* begin *

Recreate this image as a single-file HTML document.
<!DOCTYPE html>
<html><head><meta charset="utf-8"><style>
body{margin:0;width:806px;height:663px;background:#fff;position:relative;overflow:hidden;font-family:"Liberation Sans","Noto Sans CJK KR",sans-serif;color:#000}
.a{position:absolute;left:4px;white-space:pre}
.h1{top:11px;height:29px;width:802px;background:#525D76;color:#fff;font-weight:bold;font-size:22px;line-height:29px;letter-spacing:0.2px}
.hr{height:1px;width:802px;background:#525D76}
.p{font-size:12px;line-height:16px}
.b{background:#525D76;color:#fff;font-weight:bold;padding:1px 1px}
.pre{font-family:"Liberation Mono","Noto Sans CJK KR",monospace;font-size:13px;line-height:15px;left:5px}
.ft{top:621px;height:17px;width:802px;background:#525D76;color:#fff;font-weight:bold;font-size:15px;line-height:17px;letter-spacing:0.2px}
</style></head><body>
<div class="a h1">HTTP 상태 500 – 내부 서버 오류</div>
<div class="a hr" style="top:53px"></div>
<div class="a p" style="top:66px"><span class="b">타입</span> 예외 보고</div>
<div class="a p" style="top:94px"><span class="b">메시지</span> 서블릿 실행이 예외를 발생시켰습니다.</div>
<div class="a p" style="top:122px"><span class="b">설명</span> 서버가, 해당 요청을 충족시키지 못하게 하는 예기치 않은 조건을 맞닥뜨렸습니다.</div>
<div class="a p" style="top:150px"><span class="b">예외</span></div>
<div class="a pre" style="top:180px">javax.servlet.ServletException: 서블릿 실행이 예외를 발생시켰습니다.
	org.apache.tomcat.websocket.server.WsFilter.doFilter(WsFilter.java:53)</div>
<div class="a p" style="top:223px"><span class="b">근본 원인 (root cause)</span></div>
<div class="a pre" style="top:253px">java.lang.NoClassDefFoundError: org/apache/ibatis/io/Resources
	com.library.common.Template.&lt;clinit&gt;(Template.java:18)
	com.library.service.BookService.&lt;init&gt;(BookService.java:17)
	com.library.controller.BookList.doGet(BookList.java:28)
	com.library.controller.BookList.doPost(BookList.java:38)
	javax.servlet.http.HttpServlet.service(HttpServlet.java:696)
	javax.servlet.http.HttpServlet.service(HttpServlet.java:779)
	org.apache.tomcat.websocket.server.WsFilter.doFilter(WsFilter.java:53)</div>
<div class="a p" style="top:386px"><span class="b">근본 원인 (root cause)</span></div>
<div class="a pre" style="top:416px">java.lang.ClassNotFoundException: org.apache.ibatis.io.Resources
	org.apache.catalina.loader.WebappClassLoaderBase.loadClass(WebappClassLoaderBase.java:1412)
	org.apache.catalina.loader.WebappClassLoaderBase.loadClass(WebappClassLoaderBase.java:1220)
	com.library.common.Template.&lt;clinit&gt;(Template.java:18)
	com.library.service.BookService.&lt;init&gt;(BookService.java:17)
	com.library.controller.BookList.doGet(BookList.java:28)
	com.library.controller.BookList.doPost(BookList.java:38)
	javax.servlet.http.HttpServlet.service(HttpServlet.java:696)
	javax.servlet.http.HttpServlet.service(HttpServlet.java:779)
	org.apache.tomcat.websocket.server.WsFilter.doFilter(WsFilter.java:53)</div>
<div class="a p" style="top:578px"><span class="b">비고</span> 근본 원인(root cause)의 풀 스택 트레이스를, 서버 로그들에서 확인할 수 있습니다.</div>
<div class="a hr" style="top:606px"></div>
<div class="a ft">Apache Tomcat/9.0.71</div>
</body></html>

* end *
* begin *

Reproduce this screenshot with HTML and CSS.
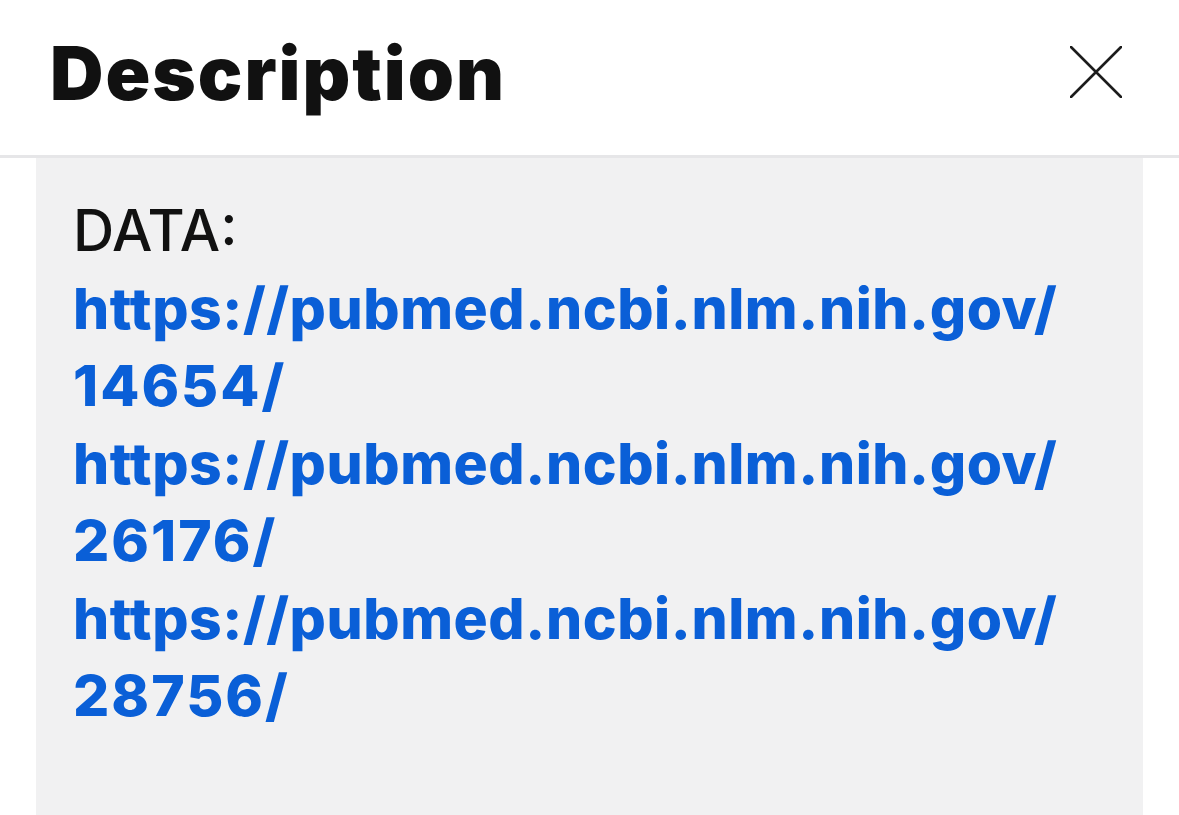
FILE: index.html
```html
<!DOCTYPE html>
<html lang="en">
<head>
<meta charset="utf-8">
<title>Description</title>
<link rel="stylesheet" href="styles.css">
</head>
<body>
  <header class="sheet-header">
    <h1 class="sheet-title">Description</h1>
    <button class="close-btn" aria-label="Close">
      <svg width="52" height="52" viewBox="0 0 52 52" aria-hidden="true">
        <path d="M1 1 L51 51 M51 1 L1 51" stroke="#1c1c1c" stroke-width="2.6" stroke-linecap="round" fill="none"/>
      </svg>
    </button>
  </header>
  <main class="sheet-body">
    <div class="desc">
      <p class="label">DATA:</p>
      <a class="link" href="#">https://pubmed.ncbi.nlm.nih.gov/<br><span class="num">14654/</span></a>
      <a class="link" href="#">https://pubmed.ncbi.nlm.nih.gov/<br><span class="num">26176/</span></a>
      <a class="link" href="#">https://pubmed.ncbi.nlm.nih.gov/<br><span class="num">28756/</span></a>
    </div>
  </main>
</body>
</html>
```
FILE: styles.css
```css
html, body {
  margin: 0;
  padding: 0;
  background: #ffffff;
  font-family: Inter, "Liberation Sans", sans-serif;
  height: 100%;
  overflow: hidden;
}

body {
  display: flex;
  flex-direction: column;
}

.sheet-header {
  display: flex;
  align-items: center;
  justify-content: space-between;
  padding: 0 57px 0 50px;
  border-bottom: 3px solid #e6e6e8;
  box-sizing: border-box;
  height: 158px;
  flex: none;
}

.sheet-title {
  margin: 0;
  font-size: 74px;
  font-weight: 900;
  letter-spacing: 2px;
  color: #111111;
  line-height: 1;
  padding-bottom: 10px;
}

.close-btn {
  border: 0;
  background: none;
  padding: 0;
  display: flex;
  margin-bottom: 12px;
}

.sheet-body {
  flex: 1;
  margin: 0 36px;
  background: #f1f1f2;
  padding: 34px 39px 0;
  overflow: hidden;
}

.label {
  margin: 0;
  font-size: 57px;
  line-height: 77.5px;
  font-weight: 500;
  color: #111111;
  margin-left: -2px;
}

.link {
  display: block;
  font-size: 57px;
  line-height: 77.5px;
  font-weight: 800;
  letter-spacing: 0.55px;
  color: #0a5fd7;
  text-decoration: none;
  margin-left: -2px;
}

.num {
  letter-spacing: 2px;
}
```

* end *

**GIVEN EXERCISE:**
Keep only those lines of the records that hold "this", and return them.

**EXERCISE RESULT:**
Recreate this image as a single-file HTML document.
Reproduce this screenshot with HTML and CSS.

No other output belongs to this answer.